- _Stated goal_: Write the data below out exactly as it stands. Do not include the pictures.

▼

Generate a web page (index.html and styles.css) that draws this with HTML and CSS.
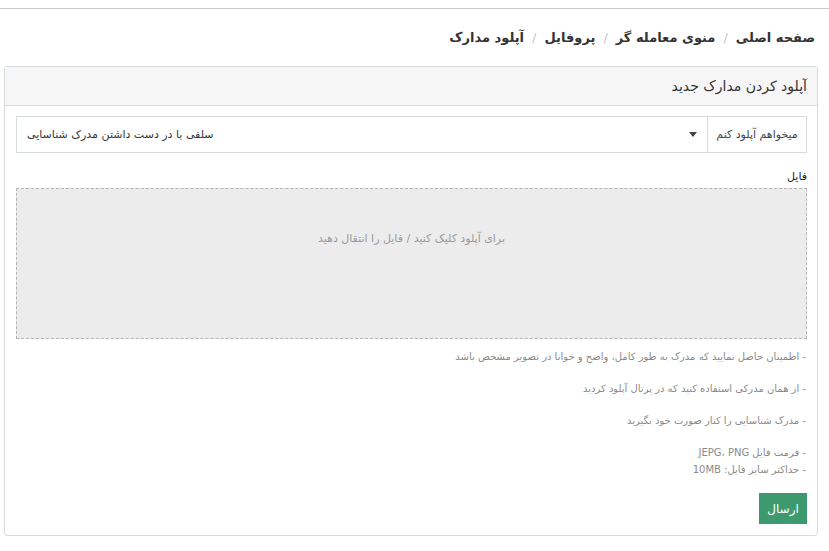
FILE: index.html
```html
<!DOCTYPE html>
<html lang="fa" dir="rtl">
<head>
<meta charset="utf-8">
<title>آپلود مدارک</title>
<link rel="stylesheet" href="styles.css">
</head>
<body>
<div class="topbar"></div>
<div class="page">
  <nav class="breadcrumb">
    <span class="crumb">صفحه اصلی</span><span class="sep">/</span>
    <span class="crumb">منوی معامله گر</span><span class="sep">/</span>
    <span class="crumb">پروفایل</span><span class="sep">/</span>
    <span class="crumb">آپلود مدارک</span>
  </nav>
  <section class="card">
    <header class="card-head">آپلود کردن مدارک جدید</header>
    <div class="card-body">
      <div class="input-group">
        <div class="addon">میخواهم آپلود کنم</div>
        <div class="select">
          <span class="caret"></span>
          <span class="select-value">سلفی با در دست داشتن مدرک شناسایی</span>
        </div>
      </div>
      <div class="label">فایل</div>
      <div class="dropzone">برای آپلود کلیک کنید / فایل را انتقال دهید</div>
      <div class="notes">
        <p class="note">- اطمینان حاصل نمایید که مدرک به طور کامل، واضح و خوانا در تصویر مشخص باشد</p>
        <p class="note">- از همان مدرکی استفاده کنید که در پرتال آپلود کردید</p>
        <p class="note">- مدرک شناسایی را کنار صورت خود بگیرید</p>
        <p class="note tight">- فرمت فایل JEPG، PNG</p>
        <p class="note tight">- حداکثر سایز فایل: 10MB</p>
      </div>
      <button class="btn">ارسال</button>
    </div>
  </section>
</div>
</body>
</html>
```

FILE: styles.css
```css
* { box-sizing: border-box; }
html, body { margin: 0; padding: 0; background: #fff; }
body {
  font-family: "DejaVu Sans", "Noto Sans", sans-serif;
  color: #333;
  width: 829px;
}
.topbar {
  height: 9px;
  border-bottom: 1px solid #c9c9c9;
}
.page {
  padding: 0 11px 0 4px;
}
.breadcrumb {
  display: flex;
  align-items: center;
  height: 57px;
  padding: 0 3px 0 0;
  font-size: 13px;
  font-weight: bold;
  color: #333;
}
.crumb { white-space: nowrap; }
.sep {
  color: #c8c8c8;
  font-weight: normal;
  padding: 0 8px;
  font-size: 13px;
}
.card {
  border: 1px solid #d6dbe0;
  border-radius: 3px;
  background: #fff;
}
.card-head {
  height: 39px;
  background: #f6f6f6;
  border-bottom: 1px solid #d6dbe0;
  padding: 0 10px;
  display: flex;
  align-items: center;
  font-size: 14px;
  color: #333;
}
.card-body {
  padding: 10px 10px 11px 11px;
}
.input-group {
  display: flex;
  height: 37px;
}
.addon {
  width: 100px;
  flex: none;
  border: 1px solid #d6dbe0;
  display: flex;
  align-items: center;
  justify-content: center;
  font-size: 11px;
  color: #444;
  background: #fff;
}
.select {
  flex: 1;
  border: 1px solid #d6dbe0;
  border-right: none;
  display: flex;
  align-items: center;
  justify-content: space-between;
  padding: 0 10px 0 10px;
  font-size: 11px;
  color: #333;
}
.caret {
  width: 0;
  height: 0;
  border-left: 4px solid transparent;
  border-right: 4px solid transparent;
  border-top: 5px solid #444;
}
.label {
  margin-top: 17px;
  height: 18px;
  font-size: 11px;
  color: #222;
}
.dropzone {
  height: 151px;
  border: 1px dashed #b4b4b4;
  background: #ececec;
  color: #9a9a9a;
  font-size: 11px;
  text-align: center;
  padding-top: 43px;
}
.notes {
  margin-top: 10px;
  padding-right: 1px;
}
.note {
  margin: 0 0 16px;
  font-size: 10px;
  line-height: 16px;
  color: #8a8a8a;
}
.note.tight { margin: 0 0 1px; }
.btn {
  margin-top: 15px;
  width: 48px;
  height: 31px;
  border: none;
  background: #3d9a6e;
  color: #fff;
  font-family: inherit;
  font-size: 12px;
  padding: 0;
  display: block;
}
```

▲

- _Task response_:
Generate a web page (index.html and styles.css) that draws this with HTML and CSS.
FILE: index.html
```html
<!DOCTYPE html>
<html lang="fa" dir="rtl">
<head>
<meta charset="utf-8">
<title>آپلود مدارک</title>
<link rel="stylesheet" href="styles.css">
</head>
<body>
<div class="topbar"></div>
<div class="page">
  <nav class="breadcrumb">
    <span class="crumb">صفحه اصلی</span><span class="sep">/</span>
    <span class="crumb">منوی معامله گر</span><span class="sep">/</span>
    <span class="crumb">پروفایل</span><span class="sep">/</span>
    <span class="crumb">آپلود مدارک</span>
  </nav>
  <section class="card">
    <header class="card-head">آپلود کردن مدارک جدید</header>
    <div class="card-body">
      <div class="input-group">
        <div class="addon">میخواهم آپلود کنم</div>
        <div class="select">
          <span class="caret"></span>
          <span class="select-value">سلفی با در دست داشتن مدرک شناسایی</span>
        </div>
      </div>
      <div class="label">فایل</div>
      <div class="dropzone">برای آپلود کلیک کنید / فایل را انتقال دهید</div>
      <div class="notes">
        <p class="note">- اطمینان حاصل نمایید که مدرک به طور کامل، واضح و خوانا در تصویر مشخص باشد</p>
        <p class="note">- از همان مدرکی استفاده کنید که در پرتال آپلود کردید</p>
        <p class="note">- مدرک شناسایی را کنار صورت خود بگیرید</p>
        <p class="note tight">- فرمت فایل JEPG، PNG</p>
        <p class="note tight">- حداکثر سایز فایل: 10MB</p>
      </div>
      <button class="btn">ارسال</button>
    </div>
  </section>
</div>
</body>
</html>
```

FILE: styles.css
```css
* { box-sizing: border-box; }
html, body { margin: 0; padding: 0; background: #fff; }
body {
  font-family: "DejaVu Sans", "Noto Sans", sans-serif;
  color: #333;
  width: 829px;
}
.topbar {
  height: 9px;
  border-bottom: 1px solid #c9c9c9;
}
.page {
  padding: 0 11px 0 4px;
}
.breadcrumb {
  display: flex;
  align-items: center;
  height: 57px;
  padding: 0 3px 0 0;
  font-size: 13px;
  font-weight: bold;
  color: #333;
}
.crumb { white-space: nowrap; }
.sep {
  color: #c8c8c8;
  font-weight: normal;
  padding: 0 8px;
  font-size: 13px;
}
.card {
  border: 1px solid #d6dbe0;
  border-radius: 3px;
  background: #fff;
}
.card-head {
  height: 39px;
  background: #f6f6f6;
  border-bottom: 1px solid #d6dbe0;
  padding: 0 10px;
  display: flex;
  align-items: center;
  font-size: 14px;
  color: #333;
}
.card-body {
  padding: 10px 10px 11px 11px;
}
.input-group {
  display: flex;
  height: 37px;
}
.addon {
  width: 100px;
  flex: none;
  border: 1px solid #d6dbe0;
  display: flex;
  align-items: center;
  justify-content: center;
  font-size: 11px;
  color: #444;
  background: #fff;
}
.select {
  flex: 1;
  border: 1px solid #d6dbe0;
  border-right: none;
  display: flex;
  align-items: center;
  justify-content: space-between;
  padding: 0 10px 0 10px;
  font-size: 11px;
  color: #333;
}
.caret {
  width: 0;
  height: 0;
  border-left: 4px solid transparent;
  border-right: 4px solid transparent;
  border-top: 5px solid #444;
}
.label {
  margin-top: 17px;
  height: 18px;
  font-size: 11px;
  color: #222;
}
.dropzone {
  height: 151px;
  border: 1px dashed #b4b4b4;
  background: #ececec;
  color: #9a9a9a;
  font-size: 11px;
  text-align: center;
  padding-top: 43px;
}
.notes {
  margin-top: 10px;
  padding-right: 1px;
}
.note {
  margin: 0 0 16px;
  font-size: 10px;
  line-height: 16px;
  color: #8a8a8a;
}
.note.tight { margin: 0 0 1px; }
.btn {
  margin-top: 15px;
  width: 48px;
  height: 31px;
  border: none;
  background: #3d9a6e;
  color: #fff;
  font-family: inherit;
  font-size: 12px;
  padding: 0;
  display: block;
}
```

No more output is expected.